L 246 Core time not defined
● Clarified – The analysis description and definitions are expounded
L.247 Replace all « m/s » with m.s-1
● Corrected
L.257-259 What percentage of events does this represent? Using simple post-processing, why not exclude this erroneous data?
● Clarified – This was mentioned in the manuscript as an option for actual use of the algorithm. However, we decided to leave these errors in so we may discuss its shortcomings and show them visually in the isolation and how this will propagate into the later analysis if not removed.
Section 4.3 As NLLJs are nocturnal events and sunset times vary according to the season, the data should be standardised according to these times. Otherwise, the morphology of NLLJs could not be correctly presented.
● Corrected – Thank you for this insight. We have adjusted the plotting to be centered around scaled around sunset and sunrise.
L.276 EDT is local time? Mention this earlier in the article and add sunset and sunrise hours on all figures.
● Corrected – EDT stands for Eastern Daylight Time and will be mentioned before the Figures.
Section 5: Some conclusions may need to be modified in the light of the above changes.
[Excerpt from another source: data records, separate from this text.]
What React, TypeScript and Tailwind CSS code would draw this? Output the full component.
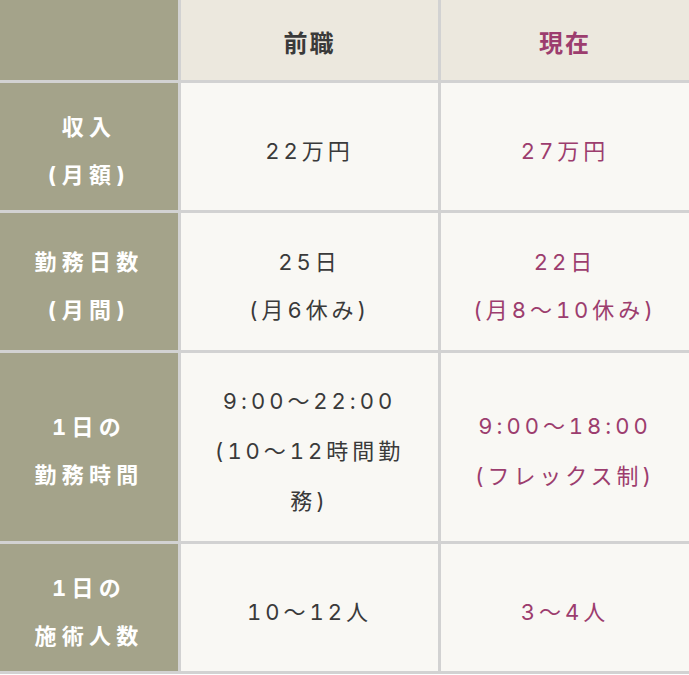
import React from "react";

const font = { fontFamily: '"Inter", "Noto Sans CJK JP", "Noto Sans", sans-serif' };

function Head({ children }: { children: React.ReactNode }) {
  return (
    <div className="flex flex-col items-center justify-center bg-[#a4a38a] pt-2 text-[22px] font-bold leading-[48px] tracking-[0.24em] text-white tabular-nums">
      {children}
    </div>
  );
}

function Cell({ children, pink, lh = "leading-[48px]" }: { children: React.ReactNode; pink?: boolean; lh?: string }) {
  return (
    <div
      className={`flex flex-col items-center justify-center bg-[#f9f8f4] px-4 pt-2 text-center text-[22px] tracking-[0.18em] tabular-nums ${lh} ${
        pink ? "text-[#9c3d6e]" : "text-[#3a3a3a]"
      }`}
    >
      {children}
    </div>
  );
}

export default function App() {
  return (
    <div className="min-h-[675px] w-[689px] bg-white" style={font}>
      <div className="grid grid-cols-[178px_257px_1fr] grid-rows-[80px_127px_137px_188px_127px] gap-[3px] bg-[#d2d2d2] pb-[3px]">
        <div className="bg-[#a4a38a]" />
        <div className="flex items-center justify-center bg-[#ece8de] pt-2 text-[24px] font-bold tracking-[0.08em] text-[#3a3a3a]">
          前職
        </div>
        <div className="flex items-center justify-center bg-[#ece8de] pt-2 text-[24px] font-bold tracking-[0.08em] text-[#9c3d6e]">
          現在
        </div>

        <Head>
          <span>収入</span>
          <span>(月額)</span>
        </Head>
        <Cell>
          <span>22万円</span>
        </Cell>
        <Cell pink>
          <span>27万円</span>
        </Cell>

        <Head>
          <span>勤務日数</span>
          <span>(月間)</span>
        </Head>
        <Cell>
          <span>25日</span>
          <span>(月6休み)</span>
        </Cell>
        <Cell pink>
          <span>22日</span>
          <span>(月8〜10休み)</span>
        </Cell>

        <Head>
          <span>1日の</span>
          <span>勤務時間</span>
        </Head>
        <Cell lh="leading-[50px]">
          <span className="whitespace-nowrap">9:00〜22:00</span>
          <span className="whitespace-nowrap">(10〜12時間勤</span>
          <span>務)</span>
        </Cell>
        <Cell pink lh="leading-[50px]">
          <span className="whitespace-nowrap">9:00〜18:00</span>
          <span className="whitespace-nowrap">(フレックス制)</span>
        </Cell>

        <Head>
          <span>1日の</span>
          <span>施術人数</span>
        </Head>
        <Cell>
          <span>10〜12人</span>
        </Cell>
        <Cell pink>
          <span>3〜4人</span>
        </Cell>
      </div>
    </div>
  );
}
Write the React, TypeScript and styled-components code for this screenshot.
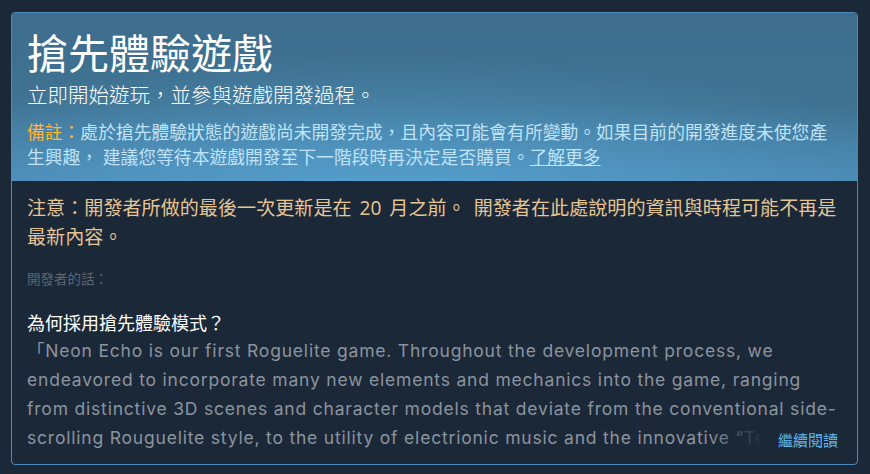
import React from "react";
import styled, { createGlobalStyle } from "styled-components";

const GlobalStyle = createGlobalStyle`
  html, body {
    margin: 0;
    padding: 0;
    background: #1b2838;
  }
  body {
    font-family: "Open Sans", "Noto Sans CJK TC", sans-serif;
  }
`;

const Page = styled.div`
  padding: 12px 13px 10px 11px;
  width: 870px;
  height: 474px;
  box-sizing: border-box;
`;

const Box = styled.section`
  width: 847px;
  height: 453px;
  box-sizing: border-box;
  border: 1px solid #4b8ac0;
  border-radius: 4px;
  overflow: hidden;
  display: flex;
  flex-direction: column;
  background: #1b2838;
`;

const Header = styled.header`
  padding: 17px 15px 11px 15px;
  background:
    radial-gradient(ellipse 70% 90% at 45% 115%, rgba(88, 165, 212, 0.85) 0%, rgba(88, 165, 212, 0) 100%),
    linear-gradient(180deg, #3e6d8e 0%, #3f7291 55%, #4a88b2 100%);
  display: flex;
  flex-direction: column;
`;

const Title = styled.h1`
  margin: 0;
  font-size: 41px;
  line-height: 46px;
  font-weight: 400;
  color: #ffffff;
`;

const Subtitle = styled.div`
  margin-top: 6px;
  font-size: 20.5px;
  line-height: 26px;
  font-weight: 300;
  color: #ffffff;
`;

const Note = styled.p`
  margin: 12px 0 0 0;
  font-size: 17.8px;
  line-height: 25px;
  color: #bfe3f8;
`;

const NoteLabel = styled.span`
  color: #ffb52e;
`;

const MoreLink = styled.a`
  color: #bfe3f8;
  text-decoration: underline;
`;

const Body = styled.div`
  padding: 13px 15px 0 15px;
  display: flex;
  flex-direction: column;
  flex: 1;
  min-height: 0;
`;

const Notice = styled.p`
  margin: 0;
  font-size: 19.1px;
  word-spacing: 3px;
  line-height: 29px;
  color: #e6c594;
`;

const DevLabel = styled.div`
  margin-top: 17px;
  font-size: 13.5px;
  line-height: 20px;
  color: #5a6775;
`;

const Question = styled.h2`
  margin: 21px 0 0 0;
  font-size: 18px;
  line-height: 26px;
  font-weight: 400;
  color: #ffffff;
`;

const ExcerptWrap = styled.div`
  position: relative;
  height: 118px;
  overflow: hidden;
`;

const Excerpt = styled.p`
  margin: 0;
  font-family: "Inter", "Noto Sans CJK TC", sans-serif;
  font-size: 17.5px;
  letter-spacing: 0.8px;
  line-height: 29px;
  color: #8b949e;
`;

const ReadMore = styled.a`
  position: absolute;
  right: 0;
  bottom: 0;
  height: 29px;
  padding-left: 70px;
  padding-right: 4px;
  display: flex;
  align-items: center;
  font-size: 15px;
  color: #5fb8f0;
  background: linear-gradient(90deg, rgba(27, 40, 56, 0) 0%, #1b2838 55px);
`;

export default function App() {
  return (
    <>
      <GlobalStyle />
      <Page>
        <Box>
          <Header>
            <Title>搶先體驗遊戲</Title>
            <Subtitle>立即開始遊玩，並參與遊戲開發過程。</Subtitle>
            <Note>
              <NoteLabel>備註：</NoteLabel>
              處於搶先體驗狀態的遊戲尚未開發完成，且內容可能會有所變動。如果目前的開發進度未使您產生興趣， 建議您等待本遊戲開發至下一階段時再決定是否購買。
              <MoreLink>了解更多</MoreLink>
            </Note>
          </Header>
          <Body>
            <Notice>
              注意：開發者所做的最後一次更新是在 20 月之前。 開發者在此處說明的資訊與時程可能不再是最新內容。
            </Notice>
            <DevLabel>開發者的話：</DevLabel>
            <Question>為何採用搶先體驗模式？</Question>
            <ExcerptWrap>
              <Excerpt>
                「Neon Echo is our first Roguelite game. Throughout the development process, we endeavored to incorporate many new elements and mechanics into the game, ranging from distinctive 3D scenes and character models that deviate from the conventional side-scrolling Rouguelite style, to the utility of electrionic music and the innovative “Techno” system that combines music with gameplay.
              </Excerpt>
              <ReadMore>繼續閱讀</ReadMore>
            </ExcerptWrap>
          </Body>
        </Box>
      </Page>
    </>
  );
}
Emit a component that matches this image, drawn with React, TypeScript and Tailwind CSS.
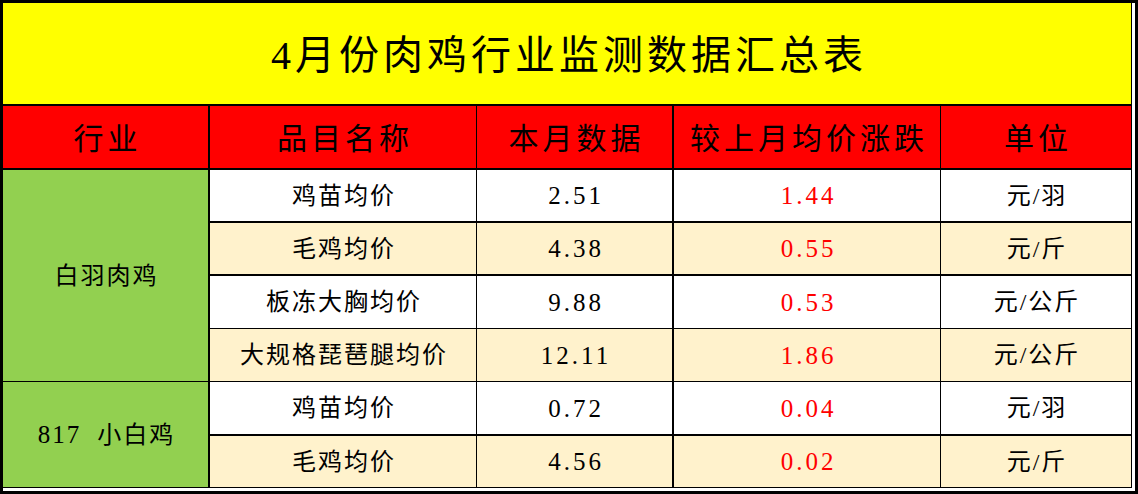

● Noted – The conclusions are update with discussion from the adjustments to the figures
L.333 I-95 corridor not defined
● Clarified – I-95 refers to the U.S. Interstate 95 highway which spans the Eastern Coast of the United States. The I-95 corridor refers to the portion of this highway that spans the most populated portion of the United States – Washington, DC to New York City, New York.
L.346 delete « also »
● Corrected
-
AC1: 'Reply on RC1', Maurice Roots, 12 Sep 2024
-
RC2: 'Comment on amt-2024-37', Anonymous Referee #1, 13 Jul 2024
The study described in the manuscript is the development of an ML-based algorithm for the identification of nocturnal low level jet events in Beltsville, MD from radar wind profiler data. The wind profiler data is used to identify the events and to characterize the wind characteristics and seasonality of events at this location. There are some major issues with the manuscript that I explain below related to the articulation of the need for the ML-based algorithm, the methods used for evaluation of the algorithm and finally with the claims made in the summary that are not based on findings of the study. Based on these issues I recommend publication of this manuscript only after the major revisions detailed below.
Major Issues:
1) Motivation of the need for a new NLLJ identification algorithm - The manuscript quite clearly cites the previous studies that have examined NLLJs in the Mid-Atlantic and explains how the events are identified. These events are used as part of the evaluation of the ML-based algorithm developed in the study. If there is a robust enough method to identify these events, robust enough to be used to evaluate the ML model(s), why is there a need for an ML-based identification method at all? Please articulate this, that is, what the benefit of an ML based algorithm is and why the present method is inadequate.2) The method for the identification of the events for training and then for evaluation is not well explained in the manuscript as written. Based on what is written, it appears that a year's worth of RWP data and a pre-defined set of NLLJ events were used as training, and then the evaluation was done based on a subjective "by eye" examination of a selection of events found in the literature. The algorithm is then put to use for the 2017-2021 period and the events' wind speed characterized. This is not a robust training and evaluation method and should be improved before the study is published.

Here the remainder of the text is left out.